DataPulse is built around the assumption that:

schemas evolve
metrics drift
data sources change silently
teams need early visibility into those changes

This project was built to explore how real data systems behave as data changes across versions, not just how to visualize a dataset once.

Core Capabilities

Monitor recurring datasets via manual CSV uploads (daily / monthly) with version-to-version comparison
Securely connect to external PostgreSQL and MySQL databases (read-only)
Detect:
- schema drift
- structural changes
- metric shifts
Ingest data from:
- file uploads
- open APIs
- secured APIs with authorization headers
Asynchronous processing so UI never blocks
Configurable alerts with email notifications
Strong authentication and account security model

High-Level Architecture

┌──────────────┐
│   Frontend   │  React + TypeScript
└──────┬───────┘
       │
       │ Authenticated API calls
       ▼
┌──────────────┐
│  FastAPI API │
│ (Auth + Core)│
└──────┬───────┘
       │
       │ Background execution
       ▼
┌──────────────┐
│  Background  │
│  Execution   │
│ (Env-Aware)  │
└──────┬───────┘
       │
       │ Schema / data comparison
       ▼
┌──────────────┐
│ PostgreSQL   │
│ (Supabase)   │
└──────────────┘

The API layer is kept thin and responsive. All heavy work is pushed into background execution.

Data Sources Supported

1. CSV Uploads

Designed for recurring datasets (daily / monthly)
Each upload is treated as a new version
Compared against the immediately previous version

2. External Database Connections

PostgreSQL
MySQL

Connections are:

read-only
isolated
credential-safe

3. API-Based Sources

Open APIs
Secured APIs using headers (e.g., Authorization, API keys)
Secrets are encrypted at rest

External Database Connectivity (Deep Dive)

This is a core feature of DataPulse.

Design Goals

Never mutate external data
Avoid exposing credentials in plaintext
Fail safely by surfacing errors and preserving system usability
Reduce SQL injection risk through strict query validation
Keep schema inspection isolated from source systems

How It Works (Conceptual)

Users provide DB connection details
Credentials are encrypted at rest using Fernet (AES-based)
Encryption keys are loaded from environment variables
Connections are established using read-only access
Schema metadata is extracted using:
- SQLAlchemy inspection
- database system catalogs
Only metadata is stored — never actual table data

Tracked changes include:

table creation / deletion
column additions / removals
column type changes

This allows DataPulse to monitor schema evolution over time without compromising source databases.

Authentication & Security Model

Authentication is treated as a core system, not a bolt-on.

Supported Methods

Email/password login
OAuth (Google, GitHub)

Key Security Features

JWT-based authentication (Access + Refresh tokens)
HTTP-only cookies for sensitive tokens
Secure account linking across auth methods
Token versioning for global logout across devices
MFA for sensitive operations (e.g., account deletion)
GDPR-style account deletion:
- data export
- full account scrubbing
Additional platform safeguards include request rate limiting and strict CORS controls to protect public APIs and prevent unauthorized cross-origin access.

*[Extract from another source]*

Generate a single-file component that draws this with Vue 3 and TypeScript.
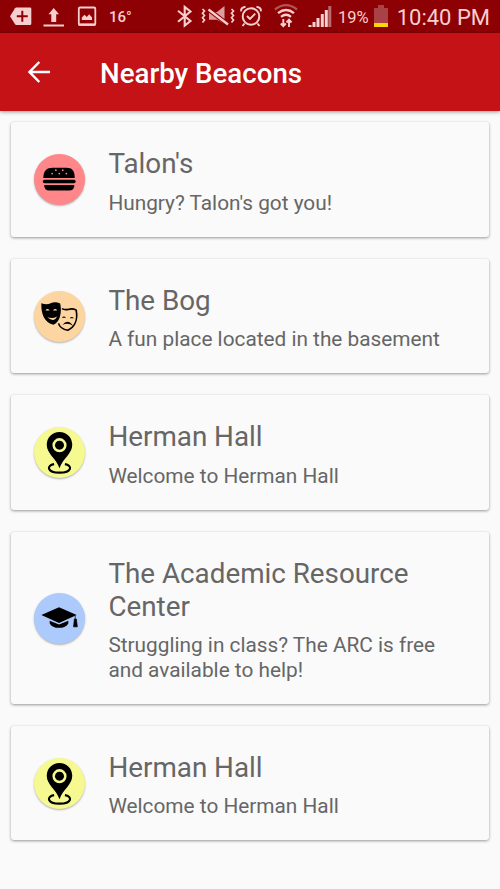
<script setup lang="ts">
type IconName = 'burger' | 'masks' | 'pin' | 'cap'

interface Beacon {
  title: string
  description: string
  icon: IconName
}

const beacons: Beacon[] = [
  { title: "Talon's", description: "Hungry? Talon's got you!", icon: 'burger' },
  { title: 'The Bog', description: 'A fun place located in the basement', icon: 'masks' },
  { title: 'Herman Hall', description: 'Welcome to Herman Hall', icon: 'pin' },
  {
    title: 'The Academic Resource Center',
    description: 'Struggling in class? The ARC is free and available to help!',
    icon: 'cap',
  },
  { title: 'Herman Hall', description: 'Welcome to Herman Hall', icon: 'pin' },
]
</script>

<template>
  <div class="screen">
    <header class="status">
      <svg class="status-icons" width="340" height="33" viewBox="0 0 340 33" fill="none" stroke="#f8cfcf">
        <path d="M10 16.300 15 8.200Q15.500 7.500 16.500 7.500H30Q31.300 7.500 31.300 8.800V23.700Q31.300 25 30 25H16.500Q15.500 25 15 24.300Z" fill="#f8cfcf" stroke="none" />
        <path d="M22.300 10.800V21.800M16.800 16.300H27.800" stroke="#8d0004" stroke-width="2" />
        <path d="M53.700 8 59 14.300H56.200V22H51.300V14.300H48.500Z" fill="#f8cfcf" stroke="none" />
        <path d="M43.500 25.500H64" stroke-width="2" />
        <rect x="78.800" y="7.500" width="16.500" height="17.200" rx="1.200" stroke-width="1.800" />
        <path d="M78.500 24.700H95.500" stroke-width="2.400" />
        <path d="M81.800 20V17.500L84.500 14.800 86.800 17 89.200 14.300 92 17.500V20Z" fill="#f8cfcf" stroke="none" />
        <path d="M178 10.800 190.500 21 184.700 25.600V7L190.500 11.500 178 21.700" stroke-width="2.100" />
        <path d="M202.500 9 204.500 11 202.500 13.200 204.500 15.500 202.500 17.800 204.500 20 202.500 22.500M231.500 9 233.500 11 231.500 13.200 233.500 15.500 231.500 17.800 233.500 20 231.500 22.500" stroke-width="1.700" />
        <path d="M209 12H217L224.500 6V24L217 19.800H209Z" fill="#dc9d9f" stroke="none" />
        <path d="M208.500 9.500 228 24.500" stroke="#8d0004" stroke-width="4.500" />
        <path d="M208.500 9.500 228 24.500" stroke-width="2.300" />
        <circle cx="251" cy="16.500" r="8.300" stroke-width="2" />
        <path d="M247 16 250 19 255.200 13.700M244.500 23.500 242.500 26M257.500 23.500 259.500 26M241.200 11.300Q240.500 7.500 245.500 6.700M256.500 6.700Q261.500 7.500 260.800 11.300" stroke-width="1.900" />
        <path d="M275 9.500Q286 .8 297 9.500" stroke="#b25356" stroke-width="2.300" />
        <path d="M278 13.200Q286 6.800 294 13.200M281 16.800Q286 12.600 291 16.800" stroke-width="2.300" />
        <path d="M283.300 19V26M280.800 23.500 283.300 26.200 285.800 23.500M289 27V20M286.500 22.500 289 19.700 291.500 22.500" stroke-width="1.900" />
        <path d="M310 27V25M314 27V22M318 27V18M322.300 27V14M326.300 27V10" stroke-width="3" />
        <path d="M329.800 27V6" stroke="#b86b6d" stroke-width="3" />
      </svg>
      <span class="temperature">16°</span>
      <span class="battery-text">19%</span>
      <svg class="battery" width="14" height="22" viewBox="0 0 14 22">
        <path d="M0 3H4V0H10V3H14V22H0Z" fill="#a94247" />
        <path d="M0 18H14V22H0Z" fill="#ffd400" />
      </svg>
      <time class="clock">10:40 PM</time>
    </header>
    <nav class="toolbar">
      <button class="back" aria-label="Back">
        <svg width="24" height="24" viewBox="0 0 24 24" fill="none" stroke="#fff" stroke-width="2.500">
          <path d="M23 12H3M12.300 2 2.500 12 12.300 22" />
        </svg>
      </button>
      <h1>Nearby Beacons</h1>
    </nav>
    <main class="list">
      <article v-for="(beacon, index) in beacons" :key="index" class="card">
        <span class="avatar" :class="beacon.icon">
          <svg v-if="beacon.icon === 'burger'" width="51" height="51" viewBox="0 0 52 52">
            <path d="M9.500 24.500C9.500 17 13 14 19 14H33C39 14 41.500 17 41.500 24.500Z" />
            <rect x="9" y="26.200" width="33.500" height="3.600" rx="1.800" />
            <path d="M10.500 31.700H41V33Q40.500 37.300 36 37.300H15.500Q11 37.300 10.500 33Z" />
            <g fill="#ff8789">
              <circle cx="22.300" cy="16.500" r=".9" /><circle cx="29.300" cy="16.500" r=".9" />
              <circle cx="18.500" cy="20" r=".9" /><circle cx="25.800" cy="20" r=".9" /><circle cx="33" cy="20" r=".9" />
            </g>
          </svg>
          <svg v-else-if="beacon.icon === 'masks'" width="51" height="51" viewBox="0 0 52 52">
            <path d="M7.500 12.500Q13 14.300 17 12.500 21.500 10.500 26.700 12.800C28.500 21 27 31.500 20 34.500C10.500 32.500 7 23 7.500 12.500Z" />
            <path d="M11.700 19.800Q13.700 17 15.900 19.800ZM19.300 19.800Q21.700 17 23.700 19.800ZM13.500 26.500Q18.500 29 23.500 26Q20 33 13.500 26.500Z" fill="#fdd5a0" />
            <path d="M28.500 18Q31 19.500 35 18.800 39.500 17.500 43 19.500C45 30 41 37 34.500 40C29 39 26 36.500 25 33" fill="none" stroke="#000" stroke-width="1.700" />
            <path d="M28.300 27.400Q30.500 24.600 32.700 27.400ZM36.300 27.900Q38.500 25 40.700 27.900ZM29 34.700Q34.500 27.500 40 35.700 34.500 31.500 29 34.700Z" />
          </svg>
          <svg v-else-if="beacon.icon === 'pin'" width="51" height="51" viewBox="0 0 52 52">
            <path fill-rule="evenodd" d="M26 5.200C18.500 5.200 13 10.900 13 18.200C13 27.500 22.500 32 26 42C29.500 32 39 27.500 39 18.200C39 10.900 33.500 5.200 26 5.200ZM26 11.300A7.200 7.200 0 1 1 26 25.700A7.200 7.200 0 1 1 26 11.300Z" />
            <circle cx="26" cy="18.500" r="4.600" />
            <path d="M20.500 37.800C12.500 39 13 46.500 26 46.500C39 46.500 39.500 39 31.500 37.800" fill="none" stroke="#000" stroke-width="2.200" />
          </svg>
          <svg v-else width="51" height="51" viewBox="0 0 52 52">
            <path d="M7.500 22.500 25.500 14.500 43.500 22.500 25.500 30.500Z" />
            <path d="M16 28.200 25.500 32 35 28.200V31Q32.500 35.500 25.500 35.500T16 31Z" />
            <path d="M42 23V28M41.200 26.500H43.200L44.200 34.500H40.300Z" stroke="#000" stroke-width=".7" />
          </svg>
        </span>
        <div class="copy">
          <h2>{{ beacon.title }}</h2>
          <p>{{ beacon.description }}</p>
        </div>
      </article>
    </main>
  </div>
</template>

<style>
body {
  margin: 0;
  background: #fafafa;
}
</style>

<style scoped>
.screen {
  width: 500px;
  height: 889px;
  overflow: hidden;
  background: #fafafa;
  font-family: Roboto, sans-serif;
}

.status {
  position: relative;
  display: flex;
  align-items: center;
  box-sizing: border-box;
  height: 33px;
  padding-right: 10px;
  background: #8d0004;
  color: #f8cfcf;
}

.status-icons {
  flex: none;
  width: 340px;
  margin-right: -2px;
}

.temperature {
  position: absolute;
  left: 109px;
  top: 8px;
  font-size: 15px;
  line-height: 18px;
  font-weight: 500;
}

.battery-text {
  width: 36px;
  margin-top: 2px;
  font-size: 16.500px;
}

.battery {
  flex: none;
  margin-top: -1px;
}

.clock {
  margin: 2px 0 0 auto;
  font-size: 22px;
  white-space: nowrap;
}

.toolbar {
  position: relative;
  display: flex;
  align-items: center;
  height: 78px;
  padding-left: 27px;
  background: #c51216;
  box-shadow: 0 1px 4px rgba(0, 0, 0, 0.4);
}

.back {
  display: flex;
  width: 73px;
  padding: 0;
  border: 0;
  background: none;
}

h1 {
  margin: 2px 0 0;
  color: #fff;
  font-size: 27.700px;
  font-weight: 500;
  line-height: 33px;
}

.list {
  display: flex;
  flex-direction: column;
  gap: 22px;
  padding: 11px 11px 0;
}

.card {
  display: flex;
  align-items: center;
  box-sizing: border-box;
  padding: 25px 23px 21.500px;
  border-radius: 3px;
  background: #fafafa;
  box-shadow: 0 1px 3px rgba(0, 0, 0, 0.4);
}

.avatar {
  flex: none;
  width: 51px;
  height: 51px;
  margin: -2.500px 23.400px 0 0;
  border-radius: 50%;
  box-shadow: 0 1px 2px rgba(0, 0, 0, 0.3);
}

.avatar svg {
  display: block;
}

.burger { background: #ff8789; }
.masks { background: #fdd5a0; }
.pin { background: #f5f990; }
.cap { background: #accafb; }

.copy {
  color: #666;
}

h2 {
  margin: 0 0 10.500px;
  font-size: 27.800px;
  font-weight: 400;
  line-height: 33px;
}

p {
  margin: 0;
  font-size: 20.800px;
  line-height: 24.500px;
}
</style>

Background Processing & Async Execution

DataPulse avoids blocking user requests by offloading all heavy work to background execution outside the request lifecycle.

Local / Controlled Environments

Celery + Redis
Worker-based execution with isolated jobs
Failure in one job does not affect others

Cloud-Constrained Environments

Execution adapts using:
- a process-level scheduler (APScheduler) backed by database state
- bounded in-process execution (ThreadPool)
Job execution is state-gated and failure-aware
Same functional guarantees, different runtime model

This dual approach allows the system to remain usable even on limited free-tier infrastructure.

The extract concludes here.